Notes from Paul Dourish presentation at CHI

I ran across this very insightful notes about Paul Dourish paper presentation at CHI2006 (the one that critiques the “implications for design” in ethnographical studies in HCI). I blogged the paper few months ago and was looking forward reading what people could say about it.
Here is what interest me a lot:

Relationship between technology and practice: the common view is that ethnography will uncover problems that design can fix. This assumes that the world is problematic and can be fixed by (technological) design. A better approach would to have a broader view of practice, including how technology is put to use (and adopted, adapted, repurposed, and appropriated), how people create new circumstances and consequences of technology use, and how technologies take on social meaning. To formulate practice as “deficient” or “needing to be fixed” presupposes a lot, and also puts design outside of the domain of the ethnographer
(…)
the absence of implications for design shouldn’t disqualify an ethnography — they’re a poor metric for evaluating ethnographic work.

This also connects to the discussion I had last week with Liz Goodman from Intel: valuing conversations between ethnographers and designers.

One of the proposed use of ethnography is indeed to understand how people themselves produce design ideas (a la De Certeau). This is nicely exemplified by the research done by the Nokia design people in this paper: Chipchase, J., Persson, P., Aarras, M., Piippo, P., & Yamamoto, T. (2005). Mobile Essentials: Field Study and Concepting. Presented at DUX 2005, Fort Mason, San Francisco, CA, November 3-5, 2005. Retrieved May 1, 2006.

Genevieve Bell from Intel also tackles this issue in her work; her take is that ethnography is more than finding users’ requirements, it could help understanding the cultural assumptions that underlies people’s activities (at work, at home…) to refine the design space.

Why do I blog this? I like this stance, the fact that ethnographical studies does not have to be systematically coupled with design, and also that situations, issues or problems that would found, should or can not be necessarily solve with technology. I definitely don’t like to see technology as the systematic world’s problems solutions.

Related: more about this issue is addressed by technotaste.

4 Responses to “Notes from Paul Dourish presentation at CHI”

  1. anne Says:

    Well, both Genevieve and Jan are anthropologists - not just ethnographers or designers. As we know, what makes anthropological ethnography different from, say, ethnomethdology or “generic” ethnographic methods in design is anthropology’s focus on more *holistic* human processes and practices - not just (technological) problem-solving.
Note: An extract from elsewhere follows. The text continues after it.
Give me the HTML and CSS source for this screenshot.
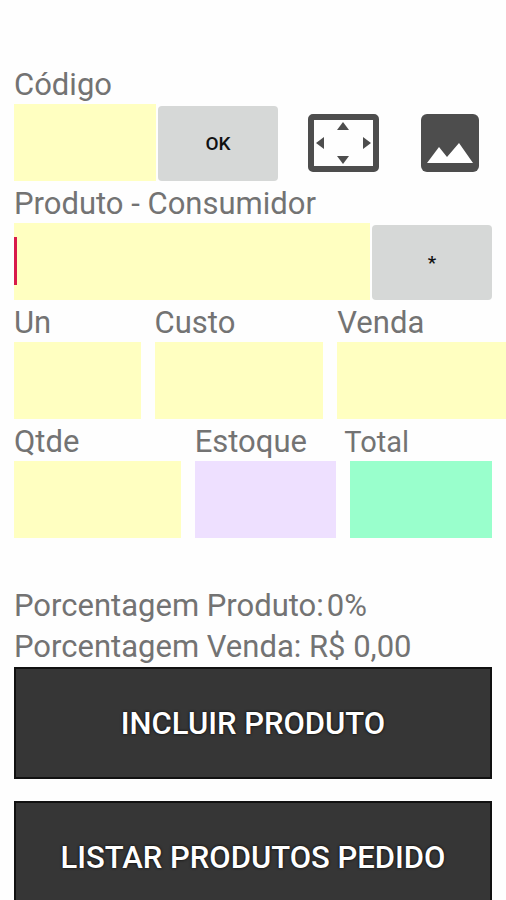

    As far as anthropologists are concerned, Dourish is preaching to the converted. One would only have to make such an argument in HCI where ethnographic methods are somewhat divorced from broader anthropological ways of understanding.

    As my 13 and 14-year old students learned last week - anthropologists study *everything* that has to do with people. What makes our work “special” is *how* we do it.

  2. Nicolas Says:

    I don’t agree with the fact that he is preaching to the converted… when the converted should be designers and engineers who are FAR from getting this.

    However, it’s true that corporate ethnography is (unfortunately?) divorced from anthropological ways of understanding.

  3. anne Says:

    My point was that sociologists and anthropologists already know this - and he would be preaching to the converted there. Of course HCI and engineering are not already “converted” - that’s why Paul has to - and can - write articles like this.

    When I wrote my position paper for a CHI workshop, I made forgetting “relevant” to design. In my fields, forgetting is always already relevant. We write for different audiences in different ways, for sure.

    But I think I’m at the point where I don’t much care who calls themselves an ethnographer - it is simply one of many qualitative methods. I’ve still been trained as an anthropologist and that means I’ll do it in particular ways that offer some advantages - and some disadvantages - compared to design or engineering ethnography, for example.

    In any case, I’m sure we’d both agree that the question of “appropriate” titles is the least of our tech design-related “problems” ;)

  4. Nicolas Says:

    Agreed Anne

    And besides I like the “forgetting” thing, I’d be happy to do this more often in some conferences of my field

    As for the titles, I hate this kind of discussion, it’s indeed not on my list of important things to address.